BME Seminar February 5, 2016

Shailesh Ganpule, Ph.D.
Postdoctoral Fellow
Hopkins Extreme Materials Institute
Johns Hopkins University


The Brain in Action: Biomechanics of Head Rotation in Humans


Rapid rotation of the human head can lead to a concussion or mild traumatic brain injury (mTBI). Repeated exposure to such an extreme event can potentially lead to a debilitating decline in brain function, a phenomenon now well-documented in football players. The full spectrum of ways in which biomechanics are related to brain function is still poorly understood. We present integrated research aimed at visualizing the motion of the brain in human volunteers and developing high-fidelity computational models of brain biomechanics.

This work developed a person-specific virtual head model enriched with the biomechanical response of brain tissues and white-matter fiber-substructure.
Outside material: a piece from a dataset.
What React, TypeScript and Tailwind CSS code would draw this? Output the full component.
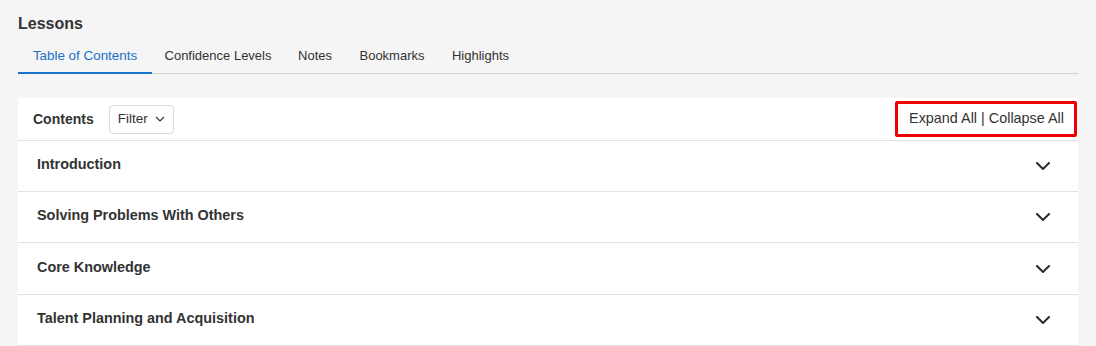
import React from "react";

const Chevron = () => (
  <svg width="14" height="8" viewBox="0 0 14 8" fill="none">
    <path d="M1 1l6 6 6-6" stroke="#2b2b2b" strokeWidth="2" strokeLinecap="square" />
  </svg>
);

const SmallChevron = () => (
  <svg width="10" height="6" viewBox="0 0 10 6" fill="none">
    <path d="M1 1l4 4 4-4" stroke="#333" strokeWidth="1.2" />
  </svg>
);

const tabs: { label: string; w: string }[] = [
  { label: "Table of Contents", w: "w-[134px]" },
  { label: "Confidence Levels", w: "w-[132px]" },
  { label: "Notes", w: "w-[62px]" },
  { label: "Bookmarks", w: "w-[92px]" },
  { label: "Highlights", w: "w-[85px]" },
];
const rows = ["Introduction", "Solving Problems With Others", "Core Knowledge", "Talent Planning and Acquisition"];

export default function App() {
  return (
    <div className="min-h-[346px] bg-[#f5f5f5] px-[18px] pt-[15px] text-[#333]" style={{ fontFamily: '"Liberation Sans", Arial, sans-serif' }}>
      <h1 className="text-[16px] font-bold leading-[18px] text-[#333]">Lessons</h1>
      <div className="mt-[14px] flex border-b border-[#d0d0d0]">
        {tabs.map((t, i) => (
          <div
            key={t.label}
            className={
              i === 0
                ? `${t.w} -mb-px whitespace-nowrap border-b-2 border-[#1a73d0] pt-[1px] pb-[8px] text-center text-[13.4px] leading-[16px] text-[#1a6fc9]`
                : `${t.w} whitespace-nowrap pt-[1px] pb-[8px] text-center text-[13px] leading-[16px] text-[#333]`
            }
          >
            {t.label}
          </div>
        ))}
      </div>
      <div className="mt-[24px] bg-white">
        <div className="flex h-[43px] items-center border-b border-[#e3e3e3] pl-[15px] pr-[2px]">
          <span className="text-[14px] font-bold text-[#333]">Contents</span>
          <button className="ml-[15px] flex h-[29px] items-center gap-[7px] rounded-[4px] border border-[#d9d9d9] bg-white px-[8px] text-[13.5px] text-[#333]">
            Filter
            <SmallChevron />
          </button>
          <div className="ml-auto mr-[-1px] flex h-[36px] items-center rounded-[2px] border-[3px] border-[#f00000] pl-[11px] pr-[10px] text-[14.4px] text-[#333]">
            Expand All | Collapse All
          </div>
        </div>
        {rows.map((r, i) => (
          <div
            key={r}
            className={`flex ${i === 2 ? "h-[52px]" : "h-[51px]"} items-center justify-between border-b border-[#e3e3e3] pl-[19px] pr-[28px]`}
          >
            <span className="-mt-[2px] text-[14.4px] font-bold text-[#333]">{r}</span>
            <Chevron />
          </div>
        ))}
      </div>
    </div>
  );
}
Person-specific three-dimensional shearing motions of the brain obtained through a recently developed tagged MRI imaging technique are then used to validate the model by comparing the measured and predicted dynamic mechanical response of the brain. Results suggest that that the rotational dynamics of the brain have a timescale of approximately 100 msec as determined by the shearing wave speeds, and thus the injuries associated with rotational accelerations likely occur over these timescales. After validation using the live human subject data, the head model is used to simulate a real life scenario that resulted in a concussive injury. The ability of the model to provide insights into the degree and likely locations of injury is demonstrated.
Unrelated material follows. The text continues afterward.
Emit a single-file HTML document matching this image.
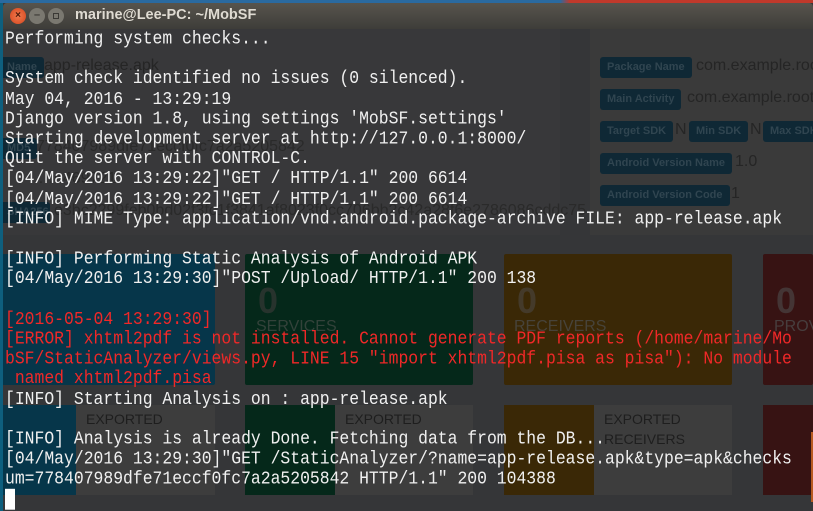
<!DOCTYPE html>
<html><head><meta charset="utf-8"><style>
*{margin:0;padding:0;box-sizing:border-box}
body{width:813px;height:511px;overflow:hidden;background:#353638;position:relative;font-family:"Liberation Sans",sans-serif}
.a{position:absolute}
.badge{position:absolute;background:#0f2835;color:#304550;font-weight:bold;font-size:11px;border-radius:3px;padding:4px 7px;height:21px;line-height:13px;white-space:nowrap}
.v{position:absolute;color:#252525;font-size:16px;white-space:nowrap}
.term{position:absolute;left:5px;top:30px;font-family:"Liberation Mono",monospace;font-size:16.4px;line-height:20px;color:#f0f0f0;white-space:pre;transform:scaleY(1.1);transform-origin:0 0}
.r{color:#f02828}
.lbl{position:absolute;color:#2e3a40;font-size:16px}
</style></head><body>
<div class="a" style="left:0;top:0;width:813px;height:3px;background:linear-gradient(90deg,#2a6aa0 0,#2a6aa0 560px,#c0392b 570px,#c0392b 813px)"></div>
<div class="a" style="left:0;top:28px;width:560px;height:207px;background:#38383a"></div>
<div class="a" style="left:590px;top:28px;width:223px;height:207px;background:#3a3a3a"></div>
<div class="badge" style="left:600px;top:57px">Package Name</div><div class="v" style="left:696px;top:57px">com.example.root</div>
<div class="badge" style="left:600px;top:89px">Main Activity</div><div class="v" style="left:687px;top:89px">com.example.root.</div>
<div class="badge" style="left:600px;top:121px">Target SDK</div><div class="v" style="left:675px;top:121px">N</div>
<div class="badge" style="left:689px;top:121px">Min SDK</div><div class="v" style="left:750px;top:121px">N</div>
<div class="badge" style="left:763px;top:121px">Max SDK</div>
<div class="badge" style="left:600px;top:153px">Android Version Name</div><div class="v" style="left:735px;top:153px">1.0</div>
<div class="badge" style="left:600px;top:185px">Android Version Code</div><div class="v" style="left:731px;top:185px">1</div>
<div class="badge" style="left:0;top:57px">Name</div><div class="v" style="left:44px;top:57px">app-release.apk</div>
<div class="badge" style="left:0;top:138px">MD5</div><div class="v" style="left:36px;top:138px;color:#2a2a2a">778407989dfe71eccf0fc7a2a5205842</div>
<div class="v" style="left:38px;top:170px;color:#2a2a2a">…e469721</div>
<div class="badge" style="left:0;top:202px;width:50px">SHA256</div><div class="v" style="left:54px;top:202px;color:#2a2a2a">e3bc2299feb0bd02f3fc1f3841af8023f0cc706bb2c42a28f6e2786086cddc75</div>
<div class="a" style="left:2px;top:254px;width:213px;height:131px;background:#06364a;border-radius:2px"></div>
<div class="a" style="left:245px;top:254px;width:228px;height:131px;background:#05281a;border-radius:2px"></div>
<div class="a" style="left:504px;top:254px;width:228px;height:131px;background:#3a2806;border-radius:2px"></div>
<div class="a" style="left:763px;top:254px;width:50px;height:131px;background:#371313;border-radius:2px"></div>
<div class="lbl" style="left:258px;top:280px;font-size:36px;font-weight:bold;color:#27332d">0</div>
<div class="lbl" style="left:517px;top:280px;font-size:36px;font-weight:bold;color:#443a2a">0</div>
<div class="lbl" style="left:776px;top:280px;font-size:36px;font-weight:bold;color:#443535">0</div>
<div class="lbl" style="left:256px;top:318px;color:#33423a">SERVICES</div>
<div class="lbl" style="left:514px;top:318px;color:#47433a">RECEIVERS</div>
<div class="lbl" style="left:774px;top:318px;color:#473e3e">PROVI</div>
<div class="a" style="left:2px;top:405px;width:74px;height:90px;background:#06364a"></div>
<div class="a" style="left:76px;top:405px;width:139px;height:90px;background:#3d3d3d"></div>
<div class="a" style="left:245px;top:405px;width:90px;height:90px;background:#05281a"></div>
<div class="a" style="left:335px;top:405px;width:138px;height:90px;background:#3d3d3d"></div>
<div class="a" style="left:504px;top:405px;width:90px;height:90px;background:#3a2806"></div>
<div class="a" style="left:594px;top:405px;width:138px;height:90px;background:#3d3d3d"></div>
<div class="a" style="left:763px;top:405px;width:50px;height:90px;background:#371313"></div>
<div class="a" style="left:811px;top:432px;width:2px;height:70px;background:#b85a20"></div>
<div class="lbl" style="left:86px;top:411px;font-size:14px;color:#1e1e1e">EXPORTED</div>
<div class="lbl" style="left:345px;top:411px;font-size:14px;color:#1e1e1e">EXPORTED</div>
<div class="lbl" style="left:604px;top:411px;font-size:14px;color:#1e1e1e">EXPORTED</div>
<div class="lbl" style="left:604px;top:431px;font-size:14px;color:#1e1e1e">RECEIVERS</div>
<div class="a" style="left:0;top:3px;width:3px;height:508px;background:#0e5f7e"></div>
<div class="a" style="left:3px;top:3px;width:810px;height:26px;background:linear-gradient(#57544d,#3e3d39);border-radius:4px 4px 0 0"></div>
<div class="a" style="left:10px;top:8px;width:16px;height:16px;border-radius:50%;background:radial-gradient(#f07a4e,#d5441c);color:#4a1a0a;font-size:10px;text-align:center;line-height:16px;font-weight:bold">×</div>
<div class="a" style="left:29px;top:8px;width:16px;height:16px;border-radius:50%;background:#7a7870;color:#3a3935;font-size:11px;text-align:center;line-height:15px;font-weight:bold">–</div>
<div class="a" style="left:48px;top:8px;width:16px;height:16px;border-radius:50%;background:#7a7870"><div class="a" style="left:5px;top:5px;width:6px;height:6px;border:1px solid #3a3935"></div></div>
<div class="a" style="left:75px;top:7px;color:#dfdbd2;font-weight:bold;font-size:14.5px">marine@Lee-PC: ~/MobSF</div>
<div class="term" style="top:29px;line-height:18.2px">Performing system checks...

System check identified no issues (0 silenced).
May 04, 2016 - 13:29:19
Django version 1.8, using settings 'MobSF.settings'
Starting development server at http://127.0.0.1:8000/
Quit the server with CONTROL-C.
[04/May/2016 13:29:22]"GET / HTTP/1.1" 200 6614
[04/May/2016 13:29:22]"GET / HTTP/1.1" 200 6614
[INFO] MIME Type: application/vnd.android.package-archive FILE: app-release.apk

[INFO] Performing Static Analysis of Android APK
[04/May/2016 13:29:30]"POST /Upload/ HTTP/1.1" 200 138

<span class="r">[2016-05-04 13:29:30]
[ERROR] xhtml2pdf is not installed. Cannot generate PDF reports (/home/marine/Mo
bSF/StaticAnalyzer/views.py, LINE 15 "import xhtml2pdf.pisa as pisa"): No module
 named xhtml2pdf.pisa</span>
[INFO] Starting Analysis on : app-release.apk

[INFO] Analysis is already Done. Fetching data from the DB...
[04/May/2016 13:29:30]"GET /StaticAnalyzer/?name=app-release.apk&amp;type=apk&amp;checks
um=778407989dfe71eccf0fc7a2a5205842 HTTP/1.1" 200 104388
<span style="background:#fff"> </span></div>
</body></html>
Dr. Ganpule is a postdoctoral fellow at the Hopkins Extreme Materials Institute of the Johns Hopkins University. He received his Ph.D. in Mechanical Engineering and Applied Mechanics from University of Nebraska-Lincoln. Dr. Ganpule’s broad research interest pertain to understanding dynamic phenomena in mechanical and biological systems. His current research is focused on understanding mechanics of head trauma.